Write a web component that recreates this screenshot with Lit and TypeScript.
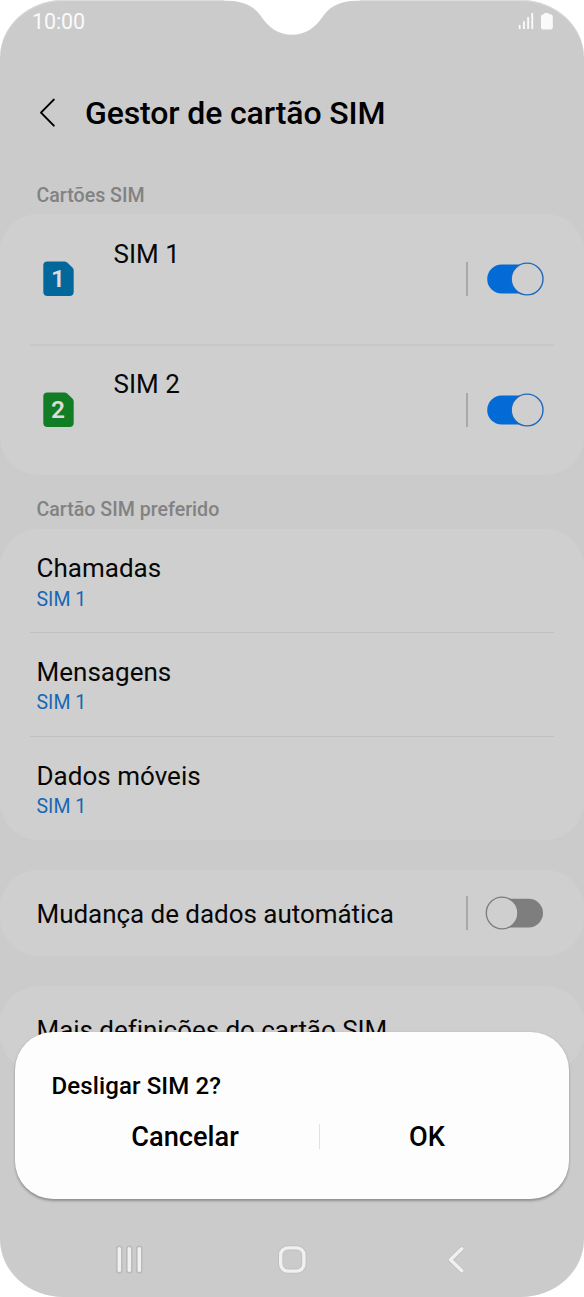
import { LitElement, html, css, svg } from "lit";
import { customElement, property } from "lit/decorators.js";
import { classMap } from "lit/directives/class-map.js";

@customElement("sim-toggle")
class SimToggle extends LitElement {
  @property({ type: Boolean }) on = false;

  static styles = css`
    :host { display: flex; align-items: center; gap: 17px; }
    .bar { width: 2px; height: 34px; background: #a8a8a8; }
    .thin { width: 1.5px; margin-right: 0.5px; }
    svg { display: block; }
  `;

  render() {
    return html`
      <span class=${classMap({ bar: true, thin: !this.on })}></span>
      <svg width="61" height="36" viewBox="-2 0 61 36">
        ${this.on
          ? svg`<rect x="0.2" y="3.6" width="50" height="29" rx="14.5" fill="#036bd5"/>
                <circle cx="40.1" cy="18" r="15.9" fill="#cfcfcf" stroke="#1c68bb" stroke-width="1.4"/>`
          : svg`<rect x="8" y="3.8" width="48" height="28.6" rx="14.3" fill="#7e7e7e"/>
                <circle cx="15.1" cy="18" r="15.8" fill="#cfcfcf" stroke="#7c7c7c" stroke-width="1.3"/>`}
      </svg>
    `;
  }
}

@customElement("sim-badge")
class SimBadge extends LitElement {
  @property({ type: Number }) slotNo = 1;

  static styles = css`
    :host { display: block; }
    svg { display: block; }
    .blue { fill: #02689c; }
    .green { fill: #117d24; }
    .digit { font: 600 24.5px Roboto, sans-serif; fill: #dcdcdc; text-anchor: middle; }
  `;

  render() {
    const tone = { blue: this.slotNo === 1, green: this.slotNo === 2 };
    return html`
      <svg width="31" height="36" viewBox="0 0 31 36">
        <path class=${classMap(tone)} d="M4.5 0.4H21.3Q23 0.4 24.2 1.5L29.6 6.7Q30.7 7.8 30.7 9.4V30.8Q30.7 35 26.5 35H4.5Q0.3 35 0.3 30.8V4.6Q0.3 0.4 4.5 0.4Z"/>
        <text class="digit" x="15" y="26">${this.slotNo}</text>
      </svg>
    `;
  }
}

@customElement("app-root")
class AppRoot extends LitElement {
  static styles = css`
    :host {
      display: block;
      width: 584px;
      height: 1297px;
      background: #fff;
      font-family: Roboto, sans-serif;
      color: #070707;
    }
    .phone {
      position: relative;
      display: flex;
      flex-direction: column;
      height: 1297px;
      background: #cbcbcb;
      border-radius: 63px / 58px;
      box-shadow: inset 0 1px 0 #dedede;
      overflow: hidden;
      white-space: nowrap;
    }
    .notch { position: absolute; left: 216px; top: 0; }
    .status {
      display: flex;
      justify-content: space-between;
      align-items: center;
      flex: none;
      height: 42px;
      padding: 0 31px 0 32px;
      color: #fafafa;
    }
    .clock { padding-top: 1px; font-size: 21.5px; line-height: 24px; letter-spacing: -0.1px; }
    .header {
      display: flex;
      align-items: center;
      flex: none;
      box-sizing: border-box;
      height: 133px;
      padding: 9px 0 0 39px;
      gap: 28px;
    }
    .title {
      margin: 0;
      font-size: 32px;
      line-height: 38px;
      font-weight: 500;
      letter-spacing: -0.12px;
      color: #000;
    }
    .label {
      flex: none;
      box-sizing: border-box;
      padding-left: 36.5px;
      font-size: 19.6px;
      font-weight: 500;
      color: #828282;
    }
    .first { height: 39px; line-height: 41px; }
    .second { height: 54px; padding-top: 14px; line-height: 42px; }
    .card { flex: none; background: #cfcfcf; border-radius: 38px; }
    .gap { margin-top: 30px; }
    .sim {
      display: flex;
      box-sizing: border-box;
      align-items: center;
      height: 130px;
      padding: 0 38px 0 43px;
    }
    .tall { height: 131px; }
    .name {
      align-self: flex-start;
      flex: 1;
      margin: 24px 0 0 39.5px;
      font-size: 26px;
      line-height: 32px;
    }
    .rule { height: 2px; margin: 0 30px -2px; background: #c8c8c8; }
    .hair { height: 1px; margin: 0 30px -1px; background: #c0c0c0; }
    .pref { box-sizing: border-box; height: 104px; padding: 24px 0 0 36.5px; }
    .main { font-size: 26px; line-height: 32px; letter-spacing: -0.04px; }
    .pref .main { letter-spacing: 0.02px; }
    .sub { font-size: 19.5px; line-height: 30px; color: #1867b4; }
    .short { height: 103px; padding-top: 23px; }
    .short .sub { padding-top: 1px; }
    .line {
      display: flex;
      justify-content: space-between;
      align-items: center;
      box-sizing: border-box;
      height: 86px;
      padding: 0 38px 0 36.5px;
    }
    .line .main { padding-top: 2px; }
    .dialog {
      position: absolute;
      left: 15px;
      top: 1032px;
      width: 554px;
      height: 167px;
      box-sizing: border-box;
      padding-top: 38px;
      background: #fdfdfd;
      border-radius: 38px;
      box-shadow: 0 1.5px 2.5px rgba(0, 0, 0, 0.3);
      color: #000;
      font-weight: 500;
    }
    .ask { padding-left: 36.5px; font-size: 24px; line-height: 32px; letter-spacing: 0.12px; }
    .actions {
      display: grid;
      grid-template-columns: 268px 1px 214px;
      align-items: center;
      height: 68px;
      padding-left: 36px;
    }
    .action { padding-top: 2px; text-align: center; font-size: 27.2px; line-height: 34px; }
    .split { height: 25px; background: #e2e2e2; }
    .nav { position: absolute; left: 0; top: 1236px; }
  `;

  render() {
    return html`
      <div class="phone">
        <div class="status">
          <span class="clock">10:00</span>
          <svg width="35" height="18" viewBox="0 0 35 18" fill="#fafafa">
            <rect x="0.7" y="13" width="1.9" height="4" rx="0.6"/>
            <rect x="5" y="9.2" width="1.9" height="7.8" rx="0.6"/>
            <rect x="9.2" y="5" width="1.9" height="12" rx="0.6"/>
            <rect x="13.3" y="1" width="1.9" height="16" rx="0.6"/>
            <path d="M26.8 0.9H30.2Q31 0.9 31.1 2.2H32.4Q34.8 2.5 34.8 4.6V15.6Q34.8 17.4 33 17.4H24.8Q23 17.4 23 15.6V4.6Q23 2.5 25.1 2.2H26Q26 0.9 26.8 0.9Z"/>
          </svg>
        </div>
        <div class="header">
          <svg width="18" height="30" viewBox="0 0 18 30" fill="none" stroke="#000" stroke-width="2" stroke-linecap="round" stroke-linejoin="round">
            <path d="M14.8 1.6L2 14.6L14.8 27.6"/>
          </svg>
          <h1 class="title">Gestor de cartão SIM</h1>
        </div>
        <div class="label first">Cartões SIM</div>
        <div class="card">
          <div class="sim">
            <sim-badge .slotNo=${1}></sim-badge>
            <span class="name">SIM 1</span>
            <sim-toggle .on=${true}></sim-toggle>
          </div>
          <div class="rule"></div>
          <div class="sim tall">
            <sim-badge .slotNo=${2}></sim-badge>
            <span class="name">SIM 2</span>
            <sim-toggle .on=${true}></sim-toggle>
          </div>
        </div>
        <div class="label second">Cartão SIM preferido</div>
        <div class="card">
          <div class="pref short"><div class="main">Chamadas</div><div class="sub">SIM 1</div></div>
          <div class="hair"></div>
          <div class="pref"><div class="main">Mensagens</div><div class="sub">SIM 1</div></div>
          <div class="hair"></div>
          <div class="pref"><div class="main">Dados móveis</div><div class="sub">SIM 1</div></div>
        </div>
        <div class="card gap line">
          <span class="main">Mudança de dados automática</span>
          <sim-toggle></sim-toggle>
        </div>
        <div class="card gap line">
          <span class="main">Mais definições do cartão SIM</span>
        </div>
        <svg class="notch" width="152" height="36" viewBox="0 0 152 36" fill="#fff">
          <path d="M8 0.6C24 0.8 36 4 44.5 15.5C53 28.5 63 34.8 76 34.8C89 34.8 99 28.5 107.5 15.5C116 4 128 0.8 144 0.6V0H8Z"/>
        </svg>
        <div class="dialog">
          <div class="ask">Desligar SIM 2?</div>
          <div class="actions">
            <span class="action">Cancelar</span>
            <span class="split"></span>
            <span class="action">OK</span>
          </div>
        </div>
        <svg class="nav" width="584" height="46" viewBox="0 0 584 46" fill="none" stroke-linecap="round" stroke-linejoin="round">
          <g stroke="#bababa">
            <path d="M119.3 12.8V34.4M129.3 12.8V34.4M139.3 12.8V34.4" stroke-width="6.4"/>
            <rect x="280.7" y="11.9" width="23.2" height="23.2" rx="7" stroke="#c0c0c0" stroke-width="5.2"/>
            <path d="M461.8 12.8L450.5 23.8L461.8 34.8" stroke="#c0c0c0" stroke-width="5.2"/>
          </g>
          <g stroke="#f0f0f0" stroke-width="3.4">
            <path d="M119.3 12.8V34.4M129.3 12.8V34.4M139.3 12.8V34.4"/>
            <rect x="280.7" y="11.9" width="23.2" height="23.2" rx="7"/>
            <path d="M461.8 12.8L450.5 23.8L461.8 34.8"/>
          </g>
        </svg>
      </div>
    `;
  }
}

---*---

(What you will do): Each line in the listing above that contains "this" should be copied.

(Exercise result):
Write a web component that recreates this screenshot with Lit and TypeScript.
      <span class=${classMap({ bar: true, thin: !this.on })}></span>
        ${this.on
    const tone = { blue: this.slotNo === 1, green: this.slotNo === 2 };
        <text class="digit" x="15" y="26">${this.slotNo}</text>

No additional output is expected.